Another aspect was physical mediumship, where spirits apparently proved their existence by performing psychokinetic feats, such as levitating tables, speaking aloud from midair, and so on, but this is a very complex area, sometimes involving deliberate fraud, and we won’t go into it here, because the evidence for survival it produced wasn’t as direct as the information from ostensible spirits. D. D. Home, discussed in chapter 9, was an example of an outstanding physical medium.
Of course, what evolved, Spiritualism as an organized religion, has added, like any human activity, a great deal of accumulated belief that may overshadow this basic scientific, investigative function.
Figure 15.1 diagrams how mediumship is theorized to work according to general Spiritualist beliefs.
The medium and the person seeking communication, the sitter, are together communicating via their physical bodies and senses, the sitter asking questions or responding to the medium’s statements, and the medium supposedly communicating what the spirits are telling her. That’s at the ordinary, material level. At a mind or soul level, though, the medium’s soul is using some kind of telepathy to communicate with the soul of the departed spirit. Ordinary knowledge about the deceased is blocked, the deflected arrow in the figure, since ideally the medium didn’t know the deceased or have access to any ordinary knowledge about him.
The materialist’s model of mediumship rules out any possibility of postmortem survival of any aspect of consciousness, of course, as well as psi ability in general. It could be represented in figure 15.2.

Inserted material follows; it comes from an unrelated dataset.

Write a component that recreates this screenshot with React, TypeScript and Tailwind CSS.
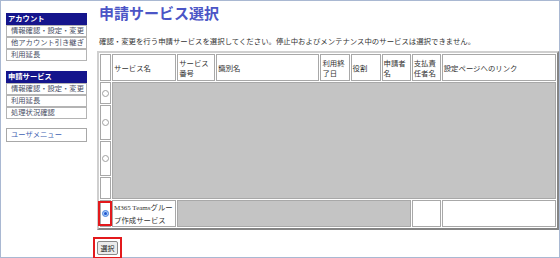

Here the deceased is simply gone, and there are no souls of the deceased, the medium, or the sitter to engage in any kind of communication. If there’s any resemblance between the deceased’s qualities and what the medium says, we must attribute it to some combination of deliberate, conscious fraud on the medium’s part, coincidence, conscious or unconscious cold reading by the medium as some part of her mind imitates the deceased, or all of these. “Cold reading” (Nelson 1971) is the technical term used by magician mentalists and fraudulent psychics to mean ways of faking a psychic reading, based on close observation of physical characteristics of the sitter and her responses to leading questions.
I haven’t personally investigated mediumship in an active way but have, rather, contented myself with extensive reading of and thinking about my colleagues’ studies. Why not look into it personally? Partly I’ve simply been too busy with my many other interests, and partly I’ve recognized what a complex area it is and that I’d have to give up too many of my other interests to get adequately involved in mediumship studies; it may be partly temperament or because I have little interest in the future, being content to take life as it comes. Who knows why? Perhaps I have some unacknowledged fear of death that I subconsciously deal with by avoiding too close contact with mediums? But here I’ll sketch the picture of what fairly extensive evidence collected by others shows.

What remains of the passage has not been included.